Os prelos de todo o mundo e as
televisões de todas as cores rivalizaram em gordura gráfica para proclamar a
grande nova: “Madre Teresa de Calcutá já
é santa. A partir de ontem, 4 de Setembro/16”! Permitir-me-ão discordar em
absoluto das manchetes mundiais. Porque ela já o era desde há muito, muito
tempo. O que ontem ocorreu foi um festival sacro-profano, a que não faltaram
governantes internacionais, sendo mais visível o rosto de presidente da
Albânia, terra natal de Mãe-Teresa, apóstola das Índias mais periféricas da
sociedade asiática. Nada aconteceu de singular nem astronómico que viesse
emoldurar a face daquela mulher franzina, modesta e furtiva, cujo único desejo
era fazer o bem e passar desapercebida por entre as bátegas da publicitária chuva
mundana.
Também
me associo e intimamente congratulo-me pela Santa que ela era e não tanto pela
santa que lhe chamam desde ontem. Ela própria é que me deu o argumento justificativo quando colocou como
palavra de ordem dos seus ideais. “O AMOR EM ACÇÃO”. Sob este ponto de vista, o
Amor é movimento criador, é corporização, é dinâmica. Nunca poderá ser
extático, passivo ou acomodatício. O
Amor não se demonstra – mostra-se. Detesta o trono e ama o chão rasteiro onde nasce,
sangra e pulula a Vida. Leiam o capítulo 13 da II Carta de Paulo aos Coríntios.
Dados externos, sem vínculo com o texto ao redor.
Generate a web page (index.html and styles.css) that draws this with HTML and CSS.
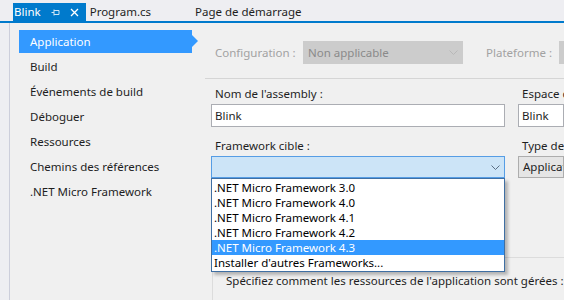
FILE: index.html
```html
<!DOCTYPE html>
<html lang="fr">

<head>
   <meta charset="UTF-8">
   <title>Blink - Propriétés</title>
   <link rel="stylesheet" href="styles.css">
</head>

<body>
   <div class="tabs">
      <div class="tab tab-active">
         Blink
         <svg class="pin" width="9" height="9" viewBox="0 0 9 9">
            <path d="M0.5 4.5H3M3 1.5V7.5M3 2.5H8M3 6.5H8M8 2.5V6.5" stroke="#d0e6f5" fill="none" />
         </svg>
         <svg class="close" width="9" height="9" viewBox="0 0 9 9">
            <path d="M1 1L8 8M8 1L1 8" stroke="#fff" stroke-width="1.3" fill="none" />
         </svg>
      </div>
      <div class="tab">Program.cs</div>
      <div class="tab tab-wide">Page de démarrage</div>
   </div>

   <div class="page">
      <div class="gutter"></div>

      <ul class="nav">
         <li class="nav-item selected">Application</li>
         <li class="nav-item">Build</li>
         <li class="nav-item">Événements de build</li>
         <li class="nav-item">Déboguer</li>
         <li class="nav-item">Ressources</li>
         <li class="nav-item">Chemins des références</li>
         <li class="nav-item">.NET Micro Framework</li>
      </ul>

      <div class="main">
         <div class="config-row">
            <span class="muted config-label">Configuration :</span>
            <div class="select disabled config-select">
               Non applicable
               <span class="chevron">
                  <svg width="9" height="5" viewBox="0 0 9 5"><path d="M0.5 0.5L4.5 4.5L8.5 0.5" stroke="#b8b8b8" fill="none" /></svg>
               </span>
            </div>
            <span class="muted platform-label">Plateforme :</span>
            <div class="select disabled platform-select"></div>
         </div>

         <div class="separator"></div>

         <div class="form">
            <div class="field">
               <label>Nom de l'assembly :</label>
               <div class="input">Blink</div>
            </div>
            <div class="field">
               <label>Espace de noms par défaut :</label>
               <div class="input">Blink</div>
            </div>
            <div class="field">
               <label>Framework cible :</label>
               <div class="select focused">
                  <span class="chevron">
                     <svg width="9" height="5" viewBox="0 0 9 5"><path d="M0.5 0.5L4.5 4.5L8.5 0.5" stroke="#5a6e84" fill="none" /></svg>
                  </span>
                  <ul class="dropdown">
                     <li>.NET Micro Framework 3.0</li>
                     <li>.NET Micro Framework 4.0</li>
                     <li>.NET Micro Framework 4.1</li>
                     <li>.NET Micro Framework 4.2</li>
                     <li class="hover">.NET Micro Framework 4.3</li>
                     <li>Installer d'autres Frameworks...</li>
                  </ul>
               </div>
            </div>
            <div class="field">
               <label>Type de sortie :</label>
               <div class="select grey">Application console</div>
            </div>
         </div>

         <div class="group">
            <p>Spécifiez comment les ressources de l'application sont gérées :</p>
         </div>
      </div>
   </div>
</body>

</html>
```

FILE: styles.css
```css
body {
   margin: 0;
   font-family: "Noto Sans", sans-serif;
   font-size: 11.5px;
   color: #1e1e1e;
   background-color: #f0f0f0;
   height: 300px;
   overflow: hidden;
}

.tabs {
   display: flex;
   align-items: flex-end;
   height: 21px;
   padding-left: 13px;
   background-color: #eeeef2;
   border-bottom: 2px solid #007acc;
}

.tab {
   height: 18px;
   line-height: 18px;
   padding: 0 4px;
   white-space: nowrap;
}

.tab-active {
   display: flex;
   align-items: center;
   gap: 10px;
   padding: 0 7px 0 1px;
   background-color: #007acc;
   color: #fff;
}

.tab-wide {
   margin-left: 36px;
}

.page {
   display: flex;
   height: 277px;
}

.gutter {
   width: 9px;
   flex-shrink: 0;
   background-color: #eeeef2;
   border-right: 1px solid #cccedb;
}

/* left list of property pages */
.nav {
   list-style: none;
   margin: 0;
   padding: 6px 0 0 9px;
   width: 181px;
   flex-shrink: 0;
}

.nav-item {
   height: 25px;
   line-height: 25px;
   padding-left: 11px;
   white-space: nowrap;
}

.nav-item.selected {
   position: relative;
   height: 23px;
   line-height: 23px;
   margin: 1px 0;
   width: 162px;
   background-color: #3399ff;
   color: #fff;
}

.nav-item.selected::after {
   content: "";
   position: absolute;
   right: -6px;
   top: 5px;
   border-top: 6px solid transparent;
   border-bottom: 6px solid transparent;
   border-left: 6px solid #3399ff;
}

.main {
   flex: 1;
   padding: 18px 0 0 11px;
   min-width: 0;
}

.muted {
   color: #a2a2a2;
}

.config-row {
   display: flex;
   align-items: center;
   height: 23px;
   padding-left: 4px;
   white-space: nowrap;
}

.config-row > * {
   flex-shrink: 0;
}

.config-label {
   width: 88px;
}

.select {
   position: relative;
   box-sizing: border-box;
   height: 23px;
   line-height: 21px;
   padding-left: 4px;
   border: 1px solid #adadad;
}

.select.disabled {
   background-color: #cccccc;
   border-color: #cccccc;
   color: #8a8a8a;
}

.config-select {
   width: 160px;
}

.platform-label {
   width: 73px;
   margin-left: 23px;
}

.platform-select {
   width: 60px;
}

.chevron {
   position: absolute;
   right: 4px;
   top: 8px;
   line-height: 0;
}

.separator {
   height: 1px;
   margin: 14px 0 0 -6px;
   background-color: #d5d5d5;
}

.form {
   display: grid;
   grid-template-columns: 294px 1fr;
   column-gap: 13px;
   row-gap: 10px;
   margin-top: 6px;
}

.field {
   min-width: 0;
   white-space: nowrap;
}

.field label {
   display: block;
   height: 18px;
   line-height: 18px;
   padding-left: 4px;
   margin-bottom: 1px;
   overflow: hidden;
}

.input {
   box-sizing: border-box;
   height: 23px;
   line-height: 21px;
   padding-left: 3px;
   background-color: #fff;
   border: 1px solid #abadb3;
   overflow: hidden;
}

.select.focused {
   height: 22px;
   background-color: #cce4f7;
   border-color: #569de5;
}

.select.grey {
   height: 22px;
   line-height: 20px;
   background-color: #e5e5e5;
   border-color: #adadad;
   overflow: hidden;
}

/* open list of the target framework combo */
.dropdown {
   position: absolute;
   z-index: 2;
   left: -1px;
   top: 21px;
   width: 294px;
   box-sizing: border-box;
   list-style: none;
   margin: 0;
   padding: 1px 0;
   background-color: #fff;
   border: 1px solid #3f6fa3;
   box-shadow: 3px 3px 3px rgba(0, 0, 0, 0.25);
   color: #000;
}

.dropdown li {
   height: 15px;
   line-height: 15px;
   padding-left: 2px;
}

.dropdown li.hover {
   background-color: #3399ff;
   color: #fff;
}

.group {
   margin-top: 79px;
   border-top: 1px solid #dcdcdc;
   border-left: 1px solid #dcdcdc;
   margin-left: 1px;
   height: 60px;
}

.group p {
   margin: 15px 0 0 13px;
   white-space: nowrap;
}
```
Que beleza, que frescura e que
eloquência ecológica se desgarra do texto Paulino que costumo seguir nas
celebrações de casamento e que enche a
alma de quantos nelas participam! O Amor feito estátua ou talismã não é mais que idolatria. Relembro Antero de
Quental: “Na grande marcha da História o Santo é o que vai à frente”. Na frente
do esforço, na vanguarda da luta, da intuição, enfim, é “o que vê o invisível”.
E avança decidido.
Mais
um desabafo. E vale o que vale: Não me entusiasmam nem comovem esses arroubos
apoteóticos, soberanamente proclamatórios das canonizações. Pelo que acima
referi. E mais: Que dom de infalibilidade possui um homem para julgar outro
homem e considerá-lo santo ou pecador?... Acresce o emaranhado processo miraculoso, de duvidosa força probatória, dado
que o denominado “milagre” (condição sine
qua non) assenta em pressupostos intimistas, fortemente associados à conjuntura
neuro-vegetativa do feliz contemplado com o “milagre”. Mãe-Teresa, venero-a e
amo-a não pelos milagres feitos depois de morta, mas pelos que fez em vida. A sua indomável tenacidade que
não temia os obstáculos, alguns até vindos da própria hierarquia eclesiástica no
início da sua actividade, a limpidez do olhar que descortinava a presença do
Mestre no mais ínfimo do ser humano e que a levou a entregar-se incondicionalmente aos indianos
pobres e aos leprosos de Calcutá, as centenas de casas para os sem-abrigo e
para doentes terminais, , orfanatos, hospícios, enfim, procuro as pegadas
luminosas dos seus passos que galvanizavam multidões e “seduziram” milhares de
obreiros para a sua causa. Curvo-me rendido à sua predilecção para com os desfalecidos que morrem abandonados na berma das estradas. Tudo
isso ela realizou em vida sem esperar um panteão na basílica vaticana, nem sequer o Nobel que lhe foi justamente
atribuído pela Academia em 1979. Tudo isso fez J:Cristo e o seu trono foi o
patíbulo, a cruz da ignomínia.
E
é também por tudo isto que me comovo – e não pelos 70 cardeais, 400 bispos e
1.700 padres que participaram na solene glorificação de ontem, mais os 13 chefes de
Estado e as 22 delegações estrangeiras. E por mais este testemunho do Papa
Francisco: “Ela fez sentir a sua voz aos poderosos da terra para que reconheçam
as suas culpas perante os crimes da pobreza criada por eles próprios”.
É neste 2º item que
pretendo debruçar-me no próximo dia ímpar. E é por aqui que surgem apreciações
menos optimistas em relação a Madre Teresa elaboradas por biógrafos seus,
acusando-a de estar a defender o status
quo de regimes injustos. A caridade, dizem os entendidos teólogos, não pode
antecipar-se à Justiça. Não basta acudir às fomes emergentes. É preciso debelar
as fomes duradouras. Desde a sua origem.
O
“Amor em Acção” toma vestes tão diversas umas das outras, mas está sempre
vigilante para que a Justiça vá à frente, tal como o “Santo”, de Antero
de Quental, na vanguarda da grande marcha da História. Há muito mais santos cá
fora do que os que têm assento oficial nos altares.